Les espoirs : le seul vrai duel du jour
S’il y eut ce dimanche un duel, c’est chez les espoirs qu’on l’a vécu, entre les deux ténors de la catégorie, notre compatriote Eli Iserbyt et le jeune Britannique Thomas Pidcock, finalement victorieux. "J’ai souffert avec le départ très rapide, disait le Flandrien. J’avais encore dans les jambes la course de samedi (NdlR : il avait gagné à Anvers, où Pidcock et la plupart des étrangers n’étaient pas au départ). Après j’ai trouvé mon rythme et j’ai fini par me retrouver en tête. Ensuite, j’ai malheureusement été victime d’une crevaison à l’arrière. On venait de passer le poste à matériel, ça a duré certainement un quart de tour, au moins cinq cents mètres et j’ai dû accepter son retour. Je pouvais encore rouler, mais je ne pouvais plus tirer sur mon vélo. J’ai perdu contact avec Pidcock quand je suis rentré dans le poste. Malgré mes efforts, je n’ai pas pu le rejoindre." Iserbyt reste leader en Coupe du monde, mais le classement est trompeur. "J’ai entendu que seulement quatre résultats (NdlR : sur sept courses) seront pris en compte, dit le Flandrien. Il a déjà gagné trois manches, moi une (à Zeven, en l’absence de Pidcock qui s’est imposé à Coxyde, Bogense et maintenant Namur). Il reste trois courses, il faudrait que je les gagne toutes… Ce sera dur, je ne trouve pas normal que toutes les courses ne soient pas comptabilisées. On dirait un classement pour débutants."
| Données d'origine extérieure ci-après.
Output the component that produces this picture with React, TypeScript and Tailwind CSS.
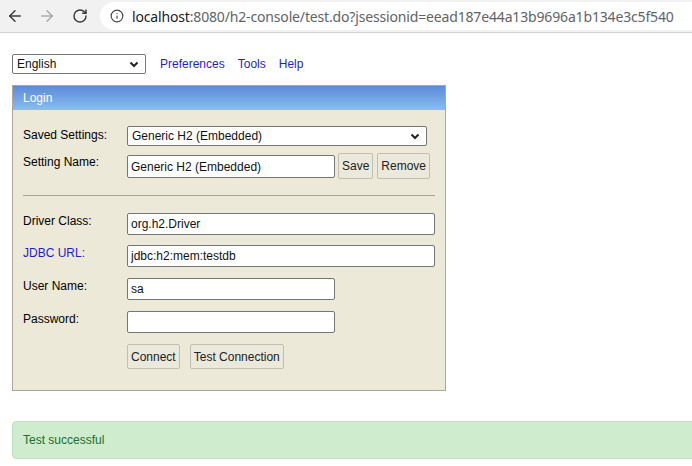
import { ArrowLeft, ArrowRight, RotateCw, Info } from 'lucide-react'

const Chevron = () => (
  <svg width="10" height="7" viewBox="0 0 10 7" className="shrink-0">
    <path d="M1.5 1.5 L5 5 L8.5 1.5" fill="none" stroke="#222" strokeWidth="2" />
  </svg>
)

function FakeSelect({ value, width }: { value: string; width: string }) {
  return (
    <div
      className={`${width} h-[20px] flex items-center justify-between bg-white border border-[#767676] rounded-[2px] pl-[4px] pr-[6px] text-[#111]`}
    >
      <span>{value}</span>
      <Chevron />
    </div>
  )
}

function Field({ value, wide }: { value: string; wide?: boolean }) {
  return (
    <input
      readOnly
      defaultValue={value}
      className={`${wide ? 'w-[308px]' : 'w-[208px]'} h-[22px] bg-white border border-[#767676] rounded-[2px] px-[3px] text-[#111] outline-none`}
    />
  )
}

function Btn({ label }: { label: string }) {
  return (
    <button className="h-[25px] px-[3px] bg-[#ebe8dc] border border-[#c2beb1] rounded-[2px] text-[#222]">
      {label}
    </button>
  )
}

export default function App() {
  const labelCls = 'w-[104px] shrink-0 leading-[14px] pt-[1px]'

  return (
    <div className="w-[692px] h-[466px] overflow-hidden bg-white font-['Liberation_Sans',Arial,sans-serif] text-[12px] text-black">
      {/* browser chrome */}
      <div className="h-[33px] bg-[#f1f1f1] border-b border-[#d3d3d3] flex items-center">
        <div className="flex items-center pl-[6px] gap-[14px]">
          <ArrowLeft size={18} strokeWidth={2} color="#3c3c3c" />
          <ArrowRight size={18} strokeWidth={2} color="#a9a9a9" />
          <RotateCw size={16} strokeWidth={2.2} color="#3c3c3c" className="ml-[2px]" />
        </div>
        <div className="ml-[12px] h-[28px] flex-1 bg-white rounded-l-full flex items-center pl-[10px] font-['Noto_Sans',sans-serif] text-[14px] tracking-[-0.16px]">
          <Info size={14} strokeWidth={2} color="#444" />
          <span className="ml-[8px] text-[#202124]">localhost</span>
          <span className="text-[#5f6368]">:8080/h2-console/test.do?jsessionid=eead187e44a13b9696a1b134e3c5f540</span>
        </div>
      </div>

      <div className="pl-[12px] pt-[21px]">
        {/* toolbar */}
        <div className="flex items-center h-[20px]">
          <FakeSelect value="English" width="w-[134px]" />
          <a className="ml-[14px] text-[#1f1fc4]">Preferences</a>
          <a className="ml-[13px] text-[#1f1fc4]">Tools</a>
          <a className="ml-[13px] text-[#1f1fc4]">Help</a>
        </div>

        {/* login panel */}
        <div className="mt-[11px] w-[434px] border border-[#aca899] bg-[#ece9d8] pb-[21px]">
          <div className="h-[24px] bg-gradient-to-b from-[#5a8bd7] to-[#8cbcf3] text-white flex items-center px-[10px]">
            Login
          </div>
          <div className="px-[10px] pt-[16px]">
            <div className="flex items-start">
              <div className={labelCls + ' pt-[2px]'}>Saved Settings:</div>
              <FakeSelect value="Generic H2 (Embedded)" width="w-[300px]" />
            </div>
            <div className="flex items-start mt-[7px]">
              <div className={labelCls + ' pt-[2px]'}>Setting Name:</div>
              <div className="mt-[2px]">
                <input
                  readOnly
                  defaultValue="Generic H2 (Embedded)"
                  className="w-[208px] h-[23px] bg-white border border-[#767676] rounded-[2px] px-[3px] text-[#111] outline-none"
                />
              </div>
              <div className="ml-[3px] flex gap-[4px]">
                <button className="h-[26px] px-[3px] bg-[#ebe8dc] border border-[#c2beb1] rounded-[2px] text-[#222]">Save</button>
                <button className="h-[26px] px-[3px] bg-[#ebe8dc] border border-[#c2beb1] rounded-[2px] text-[#222]">Remove</button>
              </div>
            </div>
            <div className="mt-[16px] h-px bg-[#a3a199]" />
            <div className="flex items-start mt-[17px]">
              <div className={labelCls}>Driver Class:</div>
              <Field value="org.h2.Driver" wide />
            </div>
            <div className="flex items-start mt-[10px]">
              <div className={labelCls + ' text-[#1f1fc4]'}>JDBC URL:</div>
              <Field value="jdbc:h2:mem:testdb" wide />
            </div>
            <div className="flex items-start mt-[11px]">
              <div className={labelCls}>User Name:</div>
              <Field value="sa" />
            </div>
            <div className="flex items-start mt-[11px]">
              <div className={labelCls}>Password:</div>
              <Field value="" />
            </div>
            <div className="flex items-start mt-[11px] pl-[104px] gap-[10px]">
              <Btn label="Connect" />
              <Btn label="Test Connection" />
            </div>
          </div>
        </div>

        {/* status */}
        <div className="mt-[30px] w-[700px] h-[38px] bg-[#cfeccf] border border-[#bfe0c0] rounded-[4px] flex items-center px-[10px] text-[#236b2e]">
          Test successful
        </div>
      </div>
    </div>
  )
}
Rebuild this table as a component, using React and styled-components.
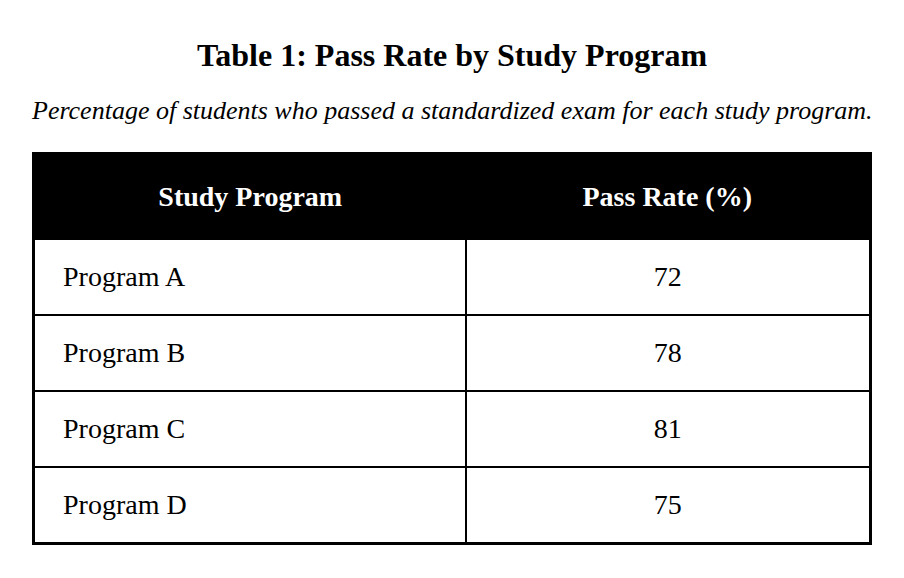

Namur restera en Coupe du Monde
Le cyclo-cross de la Citadelle de Namur a une nouvelle fois séduit. Le public, présent en masse (7.640 entrées, un record). Les coureurs également (du moins, pour ceux qui apprécient les tracés aussi durs !). Mais aussi l’Union Cycliste Internationale. Qui a confirmé ce dimanche à la société Golazo qu’elle acceptait sa candidature pour une nouvelle manche de la Coupe du Monde à Namur, en 2018. La date devrait être déplacée d’une semaine : la prochaine édition serait mise sur pied le 23 décembre 2018.